President Donald Trump’s call for Republicans to “nationalize the voting” on Dan Bongino’s right-wing podcast on Monday is an unworkable authoritarian fantasy. But it still matters because the way Trump thinks out loud about election interference still functions as a damaging radio signal to his allies and opponents.
On the podcast, which Bongino has returned to hosting after his tortured stint as deputy director of the FBI, Trump tossed out new dangerous ideas regarding U.S. elections. In the middle of a mendacious “Great Replacement” theory-inspired rant alleging that undocumented immigrants are “brought” into the U.S. to “vote illegally,” Trump said, “It’s amazing that the Republicans aren’t tougher on it. The Republicans should say, ‘We want to take over, we should take over the voting in at least, many, 15 places.’ The Republicans ought to nationalize the voting. We have states that are so crooked.”
Trump’s latest comments follow his remarks that sometimes a country “needs a dictator.”
Nationalizing elections would plainly run afoul of the most basic rules and norms of the U.S electoral system. As The Washington Post notes, “Under the Constitution, the ‘Times, Places and Manner’ of holding elections are determined by each state, not the federal government. Congress has the power to set election rules, but the Constitution does not give the president any role on that subject.” David Becker, executive director of the Center for Election Innovation & Research, told CNN, “The founders, when they drafted the Constitution, were very concerned about an unscrupulous executive trying to seize power through seizing the mechanics of an election.”

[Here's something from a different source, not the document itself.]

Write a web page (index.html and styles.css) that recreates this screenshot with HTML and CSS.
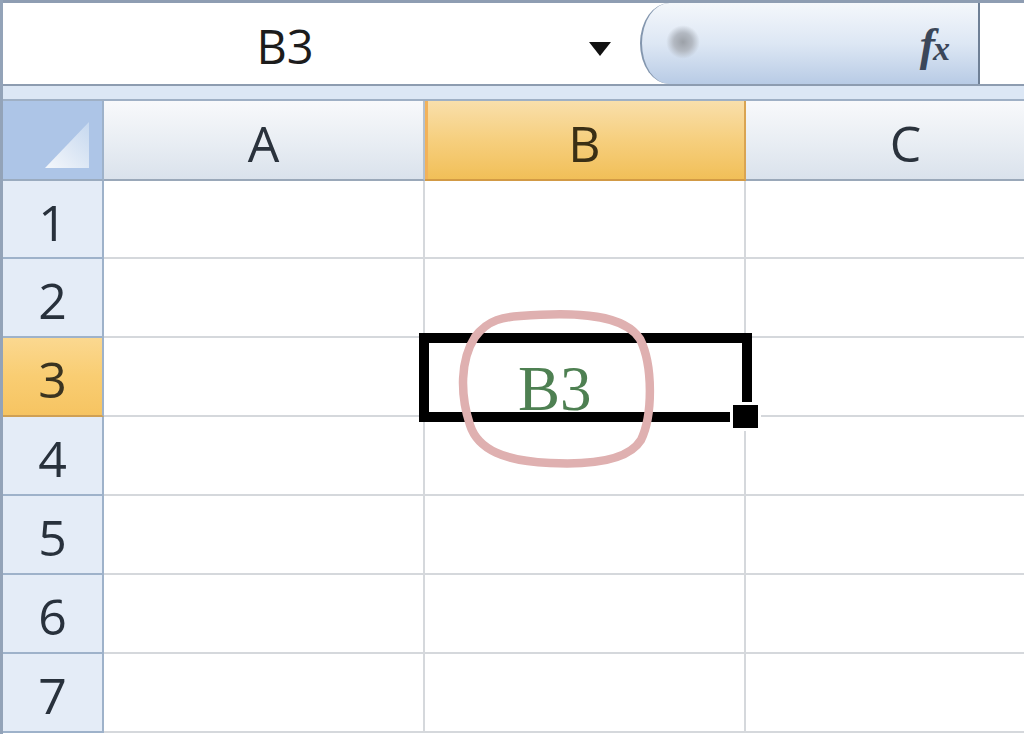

(The White House claimed Tuesday that Trump meant to refer to a national voter ID law. Trump’s language did not in fact reflect that idea, but even a national voter ID law is, in the words of Sean Morales-Doyle, the director of voting rights at the Brennan Center, “a solution in search of a problem that will unfortunately disenfranchise millions of Americans,” because it creates unnecessary paperwork hurdles to voting in a secure system.)
It’s doubtful a critical mass of Republicans in Congress would try to — or at least prevail in trying to — alter who has the authority to run elections. But Trump’s language still matters. He is ceaselessly spitballing about different gambits designed to destroy the public’s confidence in the election system and to justify an authoritarian seizure of power. And his constant attempts to sow distrust in that system have a cumulative effect.